This article aims to strip away the jargon and provide a foundational understanding of “loans” as they relate to your mortgage application. By grasping these five critical aspects, you’ll be better equipped to navigate the complexities, make informed decisions, and ultimately secure a financial arrangement that serves your long-term goals.

Table of Contents

  1. 1. The Cost of Borrowing: Interest Rates and APR
  2. 2. Your Financial Fingerprint: The Role of Credit Scores
  3. 3. The Debt-to-Income Ratio: Your Affordability Ceiling
  4. 4. Loan Types: Understanding Your Mortgage Options
  5. 5. Pre-Approval vs. Pre-Qualification: The Power of Preparation

1. The Cost of Borrowing: Interest Rates and APR

At its core, a loan is simply borrowed money that you promise to repay, typically with interest. While interest rate is the most commonly discussed figure, it’s crucial to understand its nuanced relationship with the Annual Percentage Rate (APR).
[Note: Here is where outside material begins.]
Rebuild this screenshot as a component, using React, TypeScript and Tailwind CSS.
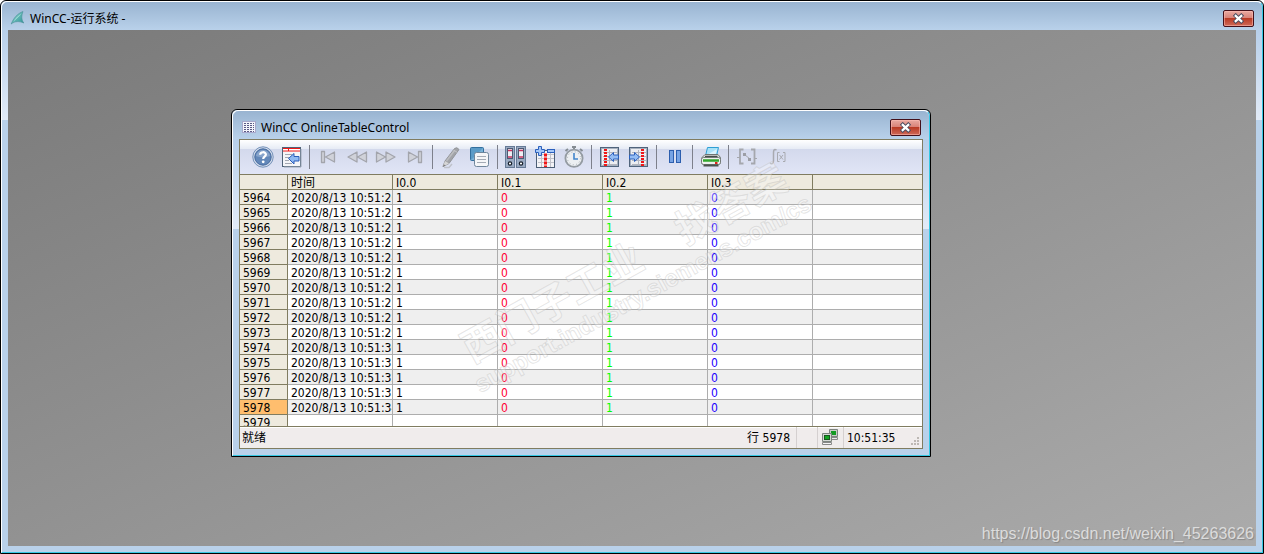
import type { ReactNode } from "react";

type WindowProps = {
  title: string;
  icon: ReactNode;
  className?: string;
  children: ReactNode;
};

const CloseButton = () => (
  <button
    type="button"
    aria-label="Close"
    className="flex h-[17px] w-[31px] items-center justify-center rounded-xs border border-[#43101a] bg-[linear-gradient(#e9aaa2,#d98379_45%,#b93a25_50%,#cf6a58)] shadow-[inset_0_0_0_1px_rgba(255,190,180,0.55)]"
  >
    <svg width="13" height="11" viewBox="0 0 13 11" aria-hidden="true">
      <path
        d="M3.7 2.7 L9.3 8.3 M9.3 2.7 L3.7 8.3"
        stroke="#4a4c60"
        strokeWidth="4"
        strokeLinecap="square"
      />
      <path
        d="M3.7 2.9 L9.3 8.1 M9.3 2.9 L3.7 8.1"
        stroke="#fff"
        strokeWidth="2.2"
        strokeLinecap="square"
      />
    </svg>
  </button>
);

const SideFrame = () => (
  <div className="w-1.5 shrink-0 bg-[linear-gradient(#b7cfea,#e2ebf7_90px,#b9d1ea_90px)]" />
);

const AeroWindow = ({ title, icon, className = "", children }: WindowProps) => (
  <section
    className={`flex flex-col overflow-hidden rounded-t-md border border-black bg-[#b9d1ea] ${className}`}
  >
    <div className="flex flex-1 flex-col rounded-t-md border border-t-white border-r-[#35c8e4] border-b-[#35c8e4] border-l-white">
      <header className="flex h-7 items-center gap-1 rounded-t-md bg-[linear-gradient(#99b4d1,#b9d1ea)] px-2 pt-1">
        {icon}
        <h1 className="flex-1 pt-0.5 font-['Noto_Sans','Noto_Sans_CJK_SC',sans-serif] text-xs text-black">
          {title}
        </h1>
        <CloseButton />
      </header>
      <div className="flex flex-1">
        <SideFrame />
        <div className="flex min-w-0 flex-1 flex-col">{children}</div>
        <SideFrame />
      </div>
      <div className="h-1.5" />
    </div>
  </section>
);

const AppIcon = () => (
  <svg width="16" height="16" viewBox="0 0 16 16" aria-hidden="true">
    <defs>
      <linearGradient id="fin" x1="0" y1="0" x2="1" y2="1">
        <stop offset="0" stopColor="#8fd6cf" />
        <stop offset="1" stopColor="#2f9396" />
      </linearGradient>
    </defs>
    <path
      d="M13 1.5 C7.5 3.5 3.5 8 1.2 14 C5 11 9 11 13.8 13 C11.4 10 11.2 6 13 1.5Z"
      fill="url(#fin)"
      stroke="#4a8f97"
      strokeWidth="0.6"
    />
    <path d="M11.5 3.5 C7.5 6 5 8.5 3.5 12 C6 9 9 6.5 11.5 3.5Z" fill="#a9e4dc" />
  </svg>
);

const GridIcon = () => (
  <svg width="16" height="16" viewBox="0 0 16 16" aria-hidden="true">
    <rect x="1" y="2" width="14" height="12" fill="#f4f4fb" />
    <path d="M1 2.5H15M1 13.5H15M1.5 2V14M14.5 2V14" stroke="#a9a9cc" />
    <path
      d="M3 4.5H13M3 6.5H13M3 8.5H13M3 10.5H13M3 12.5H13"
      stroke="#5b5b85"
      strokeDasharray="2 1"
    />
  </svg>
);

const Icon = ({ children }: { children: ReactNode }) => (
  <svg
    width="24"
    height="24"
    viewBox="0 0 24 24"
    fill="none"
    className="shrink-0"
    aria-hidden="true"
  >
    {children}
  </svg>
);

const HelpIcon = () => (
  <Icon>
    <circle cx="12" cy="12" r="10.2" fill="#d5deec" stroke="#7390b8" />
    <circle cx="12" cy="12" r="8.2" fill="#6388b9" stroke="#44689d" />
    <path d="M4.8 11 A7.3 7.3 0 0 1 19.2 11 Q12 13.5 4.8 11Z" fill="#87a4cb" />
    <path
      d="M9.2 9.8 C9.2 6.4 14.9 6.4 14.9 9.6 C14.9 11.6 12.2 11.8 12.2 14"
      stroke="#fff"
      strokeWidth="2.2"
    />
    <circle cx="12.2" cy="16.8" r="1.4" fill="#fff" />
  </Icon>
);

const SheetIcon = () => (
  <Icon>
    <rect x="2.5" y="2.5" width="18" height="19" fill="#f4f5f8" stroke="#4f6276" />
    <rect x="3" y="3" width="17" height="3" fill="#fff" />
    <path d="M3 3.5H20M3 6H20M8.5 3V6" stroke="#f01818" />
    <path d="M5 9.5H12M5 12.5H9M5 15.5H9M5 18.5H12" stroke="#a3a8b2" />
    <path
      d="M8.5 13.5 L14 8.5 V11.5 H19 V16 H14 V19Z"
      fill="#8fb9f3"
      stroke="#2a5cb8"
    />
    <path d="M21 4V22H4" stroke="#9ca6b5" />
  </Icon>
);

const mediaPaths = {
  first: "M5.5 6.5H8.5V17.5H5.5Z M18.5 7V17L9.5 12Z",
  rewind: "M12 7V17L3 12Z M21.5 7V17L12.5 12Z",
  forward: "M2.5 7V17L11.5 12Z M12 7V17L21 12Z",
  last: "M5.5 7V17L14.5 12Z M15.5 6.5H18.5V17.5H15.5Z",
};

const MediaIcon = ({ kind }: { kind: keyof typeof mediaPaths }) => (
  <Icon>
    <path
      d={mediaPaths[kind]}
      fill="#d0d2d9"
      stroke="#a3a5ac"
      strokeWidth="1.3"
      strokeLinejoin="round"
    />
  </Icon>
);

const PencilIcon = () => (
  <Icon>
    <path d="M5 22.5H10L13 19" stroke="#bfc2ca" strokeWidth="1.5" />
    <path d="M4 21.5 L6 16 L15.5 3.5 Q18 1.5 20 4.5 L10 18.5Z" fill="#a2a4a8" stroke="#939599" />
    <path d="M7.5 16 L15.5 5.5" stroke="#bcbdc0" strokeWidth="1.5" />
    <path d="M4 21.5L6 16L10 18.5Z" fill="#d6d6d6" />
    <path d="M3.5 22L5 19.5L6.5 20.5Z" fill="#777" />
    <path d="M14.5 5L18.5 7.5" stroke="#c4c5c8" />
  </Icon>
);

const CopyIcon = () => (
  <Icon>
    <rect x="2.5" y="2.5" width="13" height="13" rx="1" fill="#5b9bc7" stroke="#34709e" />
    <path d="M3 15L15 3V15Z" fill="#79b2d7" />
    <rect x="6.5" y="7.5" width="14" height="14" rx="2" fill="#f5f6f8" stroke="#70869b" />
    <path d="M9 11.5H18M9 14.5H18M9 17.5H18" stroke="#a4abb5" />
  </Icon>
);

const BindersIcon = () => (
  <Icon>
    {[1.5, 12.5].map((x) => (
      <g key={x} transform={`translate(${x} 0)`}>
        <rect x="0" y="1.5" width="9" height="21" fill="#9aaac2" stroke="#667a96" />
        <rect x="2" y="3.5" width="5" height="10" fill="#eeeff4" stroke="#4c5a72" />
        <path d="M2.5 5.5H6.5M2.5 12H6.5" stroke="#c8315e" strokeWidth="1.6" />
        <circle cx="4.5" cy="18.5" r="1.7" fill="#fff" stroke="#18202c" strokeWidth="1.2" />
      </g>
    ))}
  </Icon>
);

const ColumnsIcon = () => (
  <Icon>
    <rect x="3.5" y="5.5" width="18" height="17" fill="#f3f3f6" stroke="#4c5e75" />
    <path d="M5 9.5H21M5 13.5H21M5 17.5H21M8.5 8V22M17.5 8V22" stroke="#c1c2ca" />
    <path d="M12.5 8.5V22" stroke="#f01414" strokeWidth="3" strokeDasharray="3 1" />
    <path
      d="M5.5 1.5H8.5V4.5H11.5V7.5H8.5V10.5H5.5V7.5H2.5V4.5H5.5Z"
      fill="#a5c7f8"
      stroke="#2b60bd"
    />
    <rect x="14.5" y="4.5" width="7" height="3" fill="#a5c7f8" stroke="#2b60bd" />
  </Icon>
);

const ClockIcon = () => (
  <Icon>
    <path d="M10 2H14M12 2V5M3.5 6L6 4M18 4L20.5 6" stroke="#858c92" strokeWidth="2" />
    <circle cx="12" cy="13.3" r="8.6" fill="#eceff2" stroke="#949ba2" strokeWidth="1.8" />
    <circle cx="12" cy="13.3" r="6.5" stroke="#a8afb5" strokeDasharray="1 2.4" />
    <path d="M12 8V14H16" stroke="#4386cb" strokeWidth="1.6" />
  </Icon>
);

const SelectColumnIcon = ({ flip = false }: { flip?: boolean }) => (
  <Icon>
    <rect x="2.5" y="2.5" width="18" height="19" fill="#eceef2" stroke="#50647c" />
    <rect x="3.5" y="3.5" width="16" height="17" stroke="#a7b1bf" />
    <path d="M5 7.5H19M5 11.5H19M5 15.5H19M5 19.5H19M11.5 5V20" stroke="#b3b6bf" />
    <path
      d={flip ? "M15.5 4V21" : "M7.5 4V21"}
      stroke="#ef1717"
      strokeWidth="3"
      strokeDasharray="2 1"
    />
    <path
      d={
        flip
          ? "M12.5 12 L7.5 7.5 V10 H2.5 V14 H7.5 V16.5Z"
          : "M10.5 12 L15.5 7.5 V10 H20.5 V14 H15.5 V16.5Z"
      }
      fill="#94bdf4"
      stroke="#2b60bd"
    />
  </Icon>
);

const PauseIcon = () => (
  <Icon>
    <rect x="6.5" y="5.5" width="4" height="12" fill="#76a3e4" stroke="#2c5eae" />
    <rect x="13.5" y="5.5" width="4" height="12" fill="#76a3e4" stroke="#2c5eae" />
  </Icon>
);

const PrinterIcon = () => (
  <Icon>
    <path d="M6.5 11 L8.5 2.5H19.5L17.5 11Z" fill="#a8e2f8" stroke="#2f9fd4" />
    <path d="M8 10L18 4L16.5 10Z" fill="#d9f4fd" />
    <path d="M3 12.5L6 9.5H19L21.5 12.5V18H3Z" fill="#dce0de" stroke="#6f7673" />
    <path d="M6 11.5H18.5" stroke="#444b49" strokeWidth="1.5" />
    <rect x="2.5" y="12.5" width="19" height="7" rx="2" fill="#eef0ee" stroke="#737a76" />
    <path d="M4 15.5H20" stroke="#31a72d" strokeWidth="2.5" />
    <path d="M4.5 20.5H19.5" stroke="#4b524f" strokeWidth="2" />
    <rect x="16" y="17" width="2.5" height="2" fill="#e0231b" />
  </Icon>
);

const LinkIcon = () => (
  <Icon>
    <path d="M8.5 4.5H5V18.5H8.5M16 4.5H19.5V18.5H16" stroke="#a5a7ad" strokeWidth="1.8" />
    <path d="M2 12.5H5M19 13.5H22M9.5 9.5L15 14" stroke="#a5a7ad" />
    <rect x="8" y="8" width="3" height="3" fill="#9c9ea5" />
    <rect x="13" y="13" width="3" height="3" fill="#9c9ea5" />
  </Icon>
);

const FunctionIcon = () => (
  <Icon>
    <path
      d="M12.5 5 C10 3.5 9.5 5.5 9.5 8 V16 C9.5 18.5 7.5 19.5 6 18"
      stroke="#a8aab0"
      strokeWidth="1.5"
    />
    <path
      d="M15.5 7.5H13.5V16.5H15.5M19 7.5H21V16.5H19M15.5 10L19 14.5M19 10L15.5 14.5"
      stroke="#a8aab0"
    />
  </Icon>
);

const NetworkIcon = () => (
  <svg width="17" height="17" viewBox="0 0 17 17" aria-hidden="true">
    <path d="M7.5 0.5H15.5V7.5H7.5Z" fill="#c8ccc8" stroke="#7d847f" />
    <rect x="9" y="2" width="5" height="4" fill="#139b22" />
    <path d="M8.5 8.5H15.5V10.5H8.5Z" fill="#ececec" stroke="#888" />
    <path d="M0.5 4.5H9.5V12.5H0.5Z" fill="#d4d8d4" stroke="#7d847f" />
    <rect x="2.5" y="6.5" width="5" height="4" fill="#12a522" stroke="#17551d" />
    <path d="M0.5 13.5H9.5V15.5H0.5Z" fill="#f4f4f4" stroke="#888" />
  </svg>
);

type Tool = { label: string; icon: ReactNode; disabled?: boolean };

const toolGroups: Tool[][] = [
  [
    { label: "Help", icon: <HelpIcon /> },
    { label: "Configuration dialog", icon: <SheetIcon /> },
  ],
  [
    { label: "First record", icon: <MediaIcon kind="first" />, disabled: true },
    { label: "Previous record", icon: <MediaIcon kind="rewind" />, disabled: true },
    { label: "Next record", icon: <MediaIcon kind="forward" />, disabled: true },
    { label: "Last record", icon: <MediaIcon kind="last" />, disabled: true },
  ],
  [
    { label: "Edit", icon: <PencilIcon />, disabled: true },
    { label: "Copy rows", icon: <CopyIcon /> },
  ],
  [
    { label: "Select archive", icon: <BindersIcon /> },
    { label: "Select columns", icon: <ColumnsIcon /> },
    { label: "Select time range", icon: <ClockIcon /> },
  ],
  [
    { label: "Previous column", icon: <SelectColumnIcon /> },
    { label: "Next column", icon: <SelectColumnIcon flip /> },
  ],
  [{ label: "Stop", icon: <PauseIcon /> }],
  [{ label: "Print", icon: <PrinterIcon /> }],
  [
    { label: "Connect backup", icon: <LinkIcon />, disabled: true },
    { label: "Statistics", icon: <FunctionIcon />, disabled: true },
  ],
];

const Toolbar = () => (
  <div className="flex h-[34px] items-center bg-[linear-gradient(#ffffff,#e6ebf5_9px,#d3d9ec_9px,#e1e5f6)] px-2">
    {toolGroups.map((group, i) => (
      <div key={i} className="flex items-center">
        {i > 0 && <div className="mx-[3px] h-6 w-px bg-[#7d808b]" />}
        {group.map((tool) => (
          <button
            key={tool.label}
            type="button"
            aria-label={tool.label}
            disabled={tool.disabled}
            className="flex h-6 w-[29px] items-center justify-center"
          >
            {tool.icon}
          </button>
        ))}
      </div>
    ))}
  </div>
);

const columns = ["时间", "I0.0", "I0.1", "I0.2", "I0.3"];

// the seconds run past the column and get cut off
const rows = Array.from({ length: 16 }, (_, i) => ({
  id: 5964 + i,
  time: i < 15 ? `2020/8/13 10:51:${20 + i}` : "",
  values: i < 15 ? ["1", "0", "1", "0"] : ["", "", "", ""],
}));

const valueColors = ["text-black", "text-[#ff0033]", "text-[#00ff00]", "text-[#2000ff]"];

const SELECTED_ROW = 5978;

const DataTable = () => (
  <div className="h-[251px] overflow-hidden bg-white">
    <table className="w-full table-fixed border-separate border-spacing-0 text-left leading-3">
      <colgroup>
        <col className="w-12" />
        <col className="w-[105px]" />
        <col className="w-[105px]" />
        <col className="w-[105px]" />
        <col className="w-[105px]" />
        <col className="w-[105px]" />
        <col />
      </colgroup>
      <thead>
        <tr className="bg-[#eeeade]">
          <th className="h-[15px] border-r border-b border-[#807c60] p-0" />
          {columns.map((name) => (
            <th
              key={name}
              scope="col"
              className="h-[15px] border-r border-b border-[#807c60] p-0 pt-0.5 pl-[3px] font-normal"
            >
              {name}
            </th>
          ))}
          <th className="h-[15px] border-b border-[#807c60] p-0" />
        </tr>
      </thead>
      <tbody>
        {rows.map((row, i) => (
          <tr key={row.id} className={i % 2 === 0 ? "bg-[#efefef]" : "bg-white"}>
            <th
              scope="row"
              className={`h-[15px] border-r border-b border-[#807c60] p-0 pt-0.5 pl-[3px] font-normal ${
                row.id === SELECTED_ROW ? "bg-[#ffbe6e]" : "bg-[#eeeade]"
              }`}
            >
              {row.id}
            </th>
            <td className="h-[15px] overflow-hidden border-r border-b border-[#adadad] p-0 pt-0.5 pl-[3px] whitespace-nowrap">
              {row.time}
            </td>
            {row.values.map((value, c) => (
              <td
                key={c}
                className={`h-[15px] border-r border-b border-[#adadad] p-0 pt-0.5 pl-[3px] ${valueColors[c]}`}
              >
                {value}
              </td>
            ))}
            <td className="h-[15px] border-b border-[#adadad] p-0" />
          </tr>
        ))}
      </tbody>
    </table>
  </div>
);

const StatusBar = () => (
  <footer className="flex h-[22px] items-stretch border-t border-[#807c60] bg-[#f0ecec] leading-[22px] shadow-[inset_0_1px_0_#fff]">
    <span className="flex-1 pl-0.5">就绪</span>
    <span className="border-r border-[#d5d0d0] pr-1.5">行 {SELECTED_ROW}</span>
    <span className="w-[21px] border-r border-[#d5d0d0]" />
    <span className="flex w-[26px] items-center justify-center border-r border-[#d5d0d0]">
      <NetworkIcon />
    </span>
    <time className="w-[66px] pl-[3px]">10:51:35</time>
    <svg width="12" height="21" viewBox="0 0 12 21" aria-hidden="true">
      <path
        d="M7 10h2v2h-2zM4 13h2v2h-2zM7 13h2v2h-2zM1 16h2v2h-2zM4 16h2v2h-2zM7 16h2v2h-2z"
        fill="#bdb8b4"
      />
    </svg>
  </footer>
);

const Watermark = () => (
  <svg
    className="pointer-events-none absolute top-0.5 left-[208px]"
    width="400"
    height="270"
    viewBox="0 0 400 270"
    aria-hidden="true"
  >
    <g
      transform="rotate(-29 40 255)"
      fill="#ffffff"
      fillOpacity="0.3"
      stroke="#b0b0b0"
      strokeOpacity="0.32"
      strokeWidth="1"
      fontWeight="700"
    >
      <text x="42" y="218" fontSize="40" fontFamily="Noto Sans CJK SC, sans-serif">
        西门子工业
      </text>
      <text x="286" y="218" fontSize="40" fontFamily="Noto Sans CJK SC, sans-serif">
        找答案
      </text>
      <text x="35" y="248" fontSize="24" fontFamily="Liberation Sans, sans-serif">
        support.industry.siemens.com/cs
      </text>
    </g>
  </svg>
);

const App = () => {
  return (
    <AeroWindow title="WinCC-运行系统 -" icon={<AppIcon />} className="min-h-screen">
      <main className="relative flex-1 overflow-hidden bg-linear-to-br from-[#7a7a7a] to-[#ababab]">
        <AeroWindow
          title="WinCC OnlineTableControl"
          icon={<GridIcon />}
          className="absolute top-[79px] left-[223px] w-[700px]"
        >
          <div className="relative flex flex-col border border-[#807c60] font-['DejaVu_Sans_Condensed','DejaVu_Sans','Noto_Sans_CJK_SC',sans-serif] text-xs text-black">
            <Toolbar />
            <div className="h-px bg-[#807c60]" />
            <DataTable />
            <StatusBar />
            <Watermark />
          </div>
        </AeroWindow>
        <p className="absolute right-0.5 bottom-0 font-['Liberation_Sans',sans-serif] text-base text-[#dcdcdc] [text-shadow:1px_1px_1px_#888]">
          https://blog.csdn.net/weixin_45263626
        </p>
      </main>
    </AeroWindow>
  );
};

export default App;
The interest rate is the percentage of the principal charged by the lender for the use of their money, usually expressed annually. For example, a 5% interest rate on a $300,000 mortgage means you’ll pay $15,000 in interest the first year (assuming simple interest for simplicity, though mortgage interest calculations are more complex, often front-loaded). This rate dictates your monthly payment’s interest portion and the total interest paid over the life of the loan.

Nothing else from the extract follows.